Recording pages, passwords, some credit card numbers used by Internet subscribers decried by privacy advocates.

By Ted Bridis
The Associated Press
Published at http://www.indystar.com
February 13, 2002

WASHINGTON -- Comcast Corp., the nation's third-largest cable company, has begun tracking the Web browsing activities of its 1 million high-speed Internet subscribers without notifying them.

Comcast said Tuesday the tracking of each Web page a subscriber visits was part of a technology overhaul designed to save money and improve the speed of cable Internet service to its customers and was not intended to infringe on privacy.

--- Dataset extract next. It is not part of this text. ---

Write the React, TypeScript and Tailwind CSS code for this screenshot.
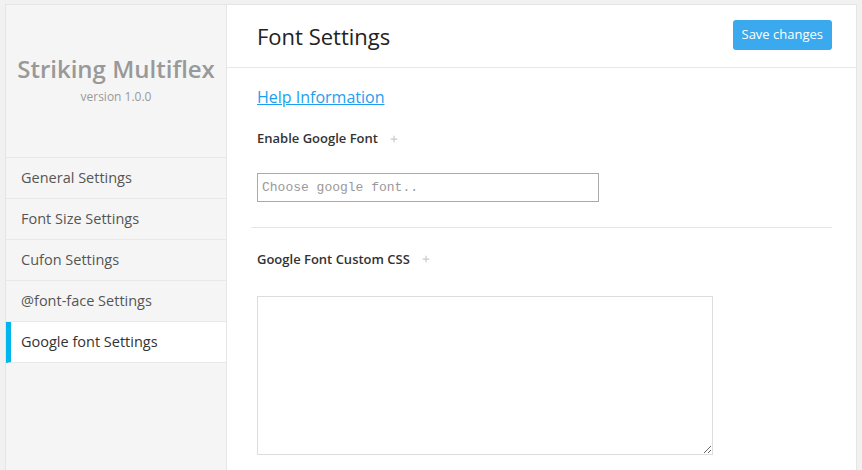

But technology experts cautioned that the data could be subpoenaed by law enforcement agencies or lawyers in civil cases, and they questioned whether Comcast's move reflects a more cavalier attitude toward privacy after the Sept. 11 terrorist attacks. Comcast provides cable Internet service in the Indianapolis area.

"Once you're sitting on it, you're really inviting all kinds of requests," said David Sobel of the Washington-based Electronic Privacy Information Center. "If they can't identify a need to be collecting it, they should take the necessary steps to eliminate it."

The company that sold Comcast the technology acknowledged the cable company is collecting too much information.

"It's not needed," said Steve Russell, a vice president for Inktomi Corp. He said Inktomi's software also records passwords for Web sites and some credit card numbers from Comcast subscribers.

Russell discounted privacy concerns, saying engineers are using the information to improve Comcast performance.

Two of the nation's largest Internet providers, America Online and Earthlink, said they do not track the Web browsing of their combined 35 million subscribers.

"We definitely would have no interest in doing that at all," said Earthlink's chief privacy officer, Les Seagraves. "We don't want to have customer records about where they've visited."

AOL uses performance-enhancing technology, similar to that introduced by Comcast, on its network. But, AOL spokesman Nicholas Graham said, "We do not track the personal Web activity of our members for privacy reasons."

Comcast spokesman Tim Fitzpatrick said Web browsing was already being recorded for its subscribers in Detroit and in parts of Delaware and Virginia, and would be extended across the nation by the end of this week.

He acknowledged customers weren't notified.